▶ [Instructions for the task]:
Emit the data below verbatim, stripping out any pictures.

:: Source data

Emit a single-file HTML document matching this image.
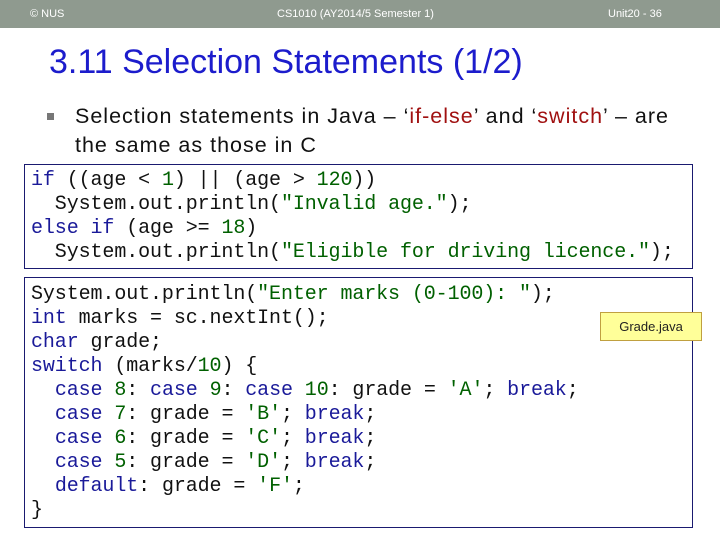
<!DOCTYPE html>
<html><head><style>
body{margin:0;width:720px;height:540px;background:#fff;position:relative;overflow:hidden;font-family:"Liberation Sans",sans-serif}
.hdr{position:absolute;left:0;top:0;width:720px;height:28px;background:#8f9a8f;color:#fff;font-size:11px}
.hdr span{position:absolute;top:8px}
h1{position:absolute;left:49px;top:43px;margin:0;font-weight:normal;font-size:34px;color:#1c1ccc;letter-spacing:0px}
.bul{position:absolute;left:75px;top:102px;font-size:21.5px;line-height:29px;color:#111;width:640px;letter-spacing:1px;white-space:nowrap}
.bul .sq{position:absolute;left:-28px;top:11px;width:7px;height:7px;background:#777}
.r{color:#a01010}
.box{position:absolute;left:24px;width:669px;border:1.5px solid #1a1a70;box-sizing:border-box}
pre{margin:0;font-family:"Liberation Mono",monospace;font-size:20px;line-height:24px;color:#111;position:absolute;left:6px;letter-spacing:-0.1px}
.k{color:#1a1a99}.s{color:#006000}
.tag{position:absolute;left:600px;top:312px;width:102px;height:29px;background:#ffff99;border:1px solid #c0a040;box-sizing:border-box;font-size:13px;text-align:center;line-height:27px;color:#222}
</style></head><body>
<div class="hdr"><span style="left:30px">© NUS</span><span style="left:277px">CS1010 (AY2014/5 Semester 1)</span><span style="left:608px">Unit20 - 36</span></div>
<h1>3.11 Selection Statements (1/2)</h1>
<div class="bul"><div class="sq"></div>Selection statements in Java – ‘<span class="r">if-else</span>’ and ‘<span class="r">switch</span>’ – are<br>the same as those in C</div>
<div class="box" style="top:164px;height:105px"><pre style="top:4px"><span class="k">if</span> ((age &lt; <span class="s">1</span>) || (age &gt; <span class="s">120</span>))
  System.out.println(<span class="s">"Invalid age."</span>);
<span class="k">else if</span> (age &gt;= <span class="s">18</span>)
  System.out.println(<span class="s">"Eligible for driving licence."</span>);</pre></div>
<div class="box" style="top:277px;height:251px"><pre style="top:5px">System.out.println(<span class="s">"Enter marks (0-100): "</span>);
<span class="k">int</span> marks = sc.nextInt();
<span class="k">char</span> grade;
<span class="k">switch</span> (marks/<span class="s">10</span>) {
  <span class="k">case</span> <span class="s">8</span>: <span class="k">case</span> <span class="s">9</span>: <span class="k">case</span> <span class="s">10</span>: grade = <span class="s">'A'</span>; <span class="k">break</span>;
  <span class="k">case</span> <span class="s">7</span>: grade = <span class="s">'B'</span>; <span class="k">break</span>;
  <span class="k">case</span> <span class="s">6</span>: grade = <span class="s">'C'</span>; <span class="k">break</span>;
  <span class="k">case</span> <span class="s">5</span>: grade = <span class="s">'D'</span>; <span class="k">break</span>;
  <span class="k">default</span>: grade = <span class="s">'F'</span>;
}</pre></div>
<div class="tag">Grade.java</div>
</body></html>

::::

▶ [Answer below]:
Emit a single-file HTML document matching this image.
<!DOCTYPE html>
<html><head><style>
body{margin:0;width:720px;height:540px;background:#fff;position:relative;overflow:hidden;font-family:"Liberation Sans",sans-serif}
.hdr{position:absolute;left:0;top:0;width:720px;height:28px;background:#8f9a8f;color:#fff;font-size:11px}
.hdr span{position:absolute;top:8px}
h1{position:absolute;left:49px;top:43px;margin:0;font-weight:normal;font-size:34px;color:#1c1ccc;letter-spacing:0px}
.bul{position:absolute;left:75px;top:102px;font-size:21.5px;line-height:29px;color:#111;width:640px;letter-spacing:1px;white-space:nowrap}
.bul .sq{position:absolute;left:-28px;top:11px;width:7px;height:7px;background:#777}
.r{color:#a01010}
.box{position:absolute;left:24px;width:669px;border:1.5px solid #1a1a70;box-sizing:border-box}
pre{margin:0;font-family:"Liberation Mono",monospace;font-size:20px;line-height:24px;color:#111;position:absolute;left:6px;letter-spacing:-0.1px}
.k{color:#1a1a99}.s{color:#006000}
.tag{position:absolute;left:600px;top:312px;width:102px;height:29px;background:#ffff99;border:1px solid #c0a040;box-sizing:border-box;font-size:13px;text-align:center;line-height:27px;color:#222}
</style></head><body>
<div class="hdr"><span style="left:30px">© NUS</span><span style="left:277px">CS1010 (AY2014/5 Semester 1)</span><span style="left:608px">Unit20 - 36</span></div>
<h1>3.11 Selection Statements (1/2)</h1>
<div class="bul"><div class="sq"></div>Selection statements in Java – ‘<span class="r">if-else</span>’ and ‘<span class="r">switch</span>’ – are<br>the same as those in C</div>
<div class="box" style="top:164px;height:105px"><pre style="top:4px"><span class="k">if</span> ((age &lt; <span class="s">1</span>) || (age &gt; <span class="s">120</span>))
  System.out.println(<span class="s">"Invalid age."</span>);
<span class="k">else if</span> (age &gt;= <span class="s">18</span>)
  System.out.println(<span class="s">"Eligible for driving licence."</span>);</pre></div>
<div class="box" style="top:277px;height:251px"><pre style="top:5px">System.out.println(<span class="s">"Enter marks (0-100): "</span>);
<span class="k">int</span> marks = sc.nextInt();
<span class="k">char</span> grade;
<span class="k">switch</span> (marks/<span class="s">10</span>) {
  <span class="k">case</span> <span class="s">8</span>: <span class="k">case</span> <span class="s">9</span>: <span class="k">case</span> <span class="s">10</span>: grade = <span class="s">'A'</span>; <span class="k">break</span>;
  <span class="k">case</span> <span class="s">7</span>: grade = <span class="s">'B'</span>; <span class="k">break</span>;
  <span class="k">case</span> <span class="s">6</span>: grade = <span class="s">'C'</span>; <span class="k">break</span>;
  <span class="k">case</span> <span class="s">5</span>: grade = <span class="s">'D'</span>; <span class="k">break</span>;
  <span class="k">default</span>: grade = <span class="s">'F'</span>;
}</pre></div>
<div class="tag">Grade.java</div>
</body></html>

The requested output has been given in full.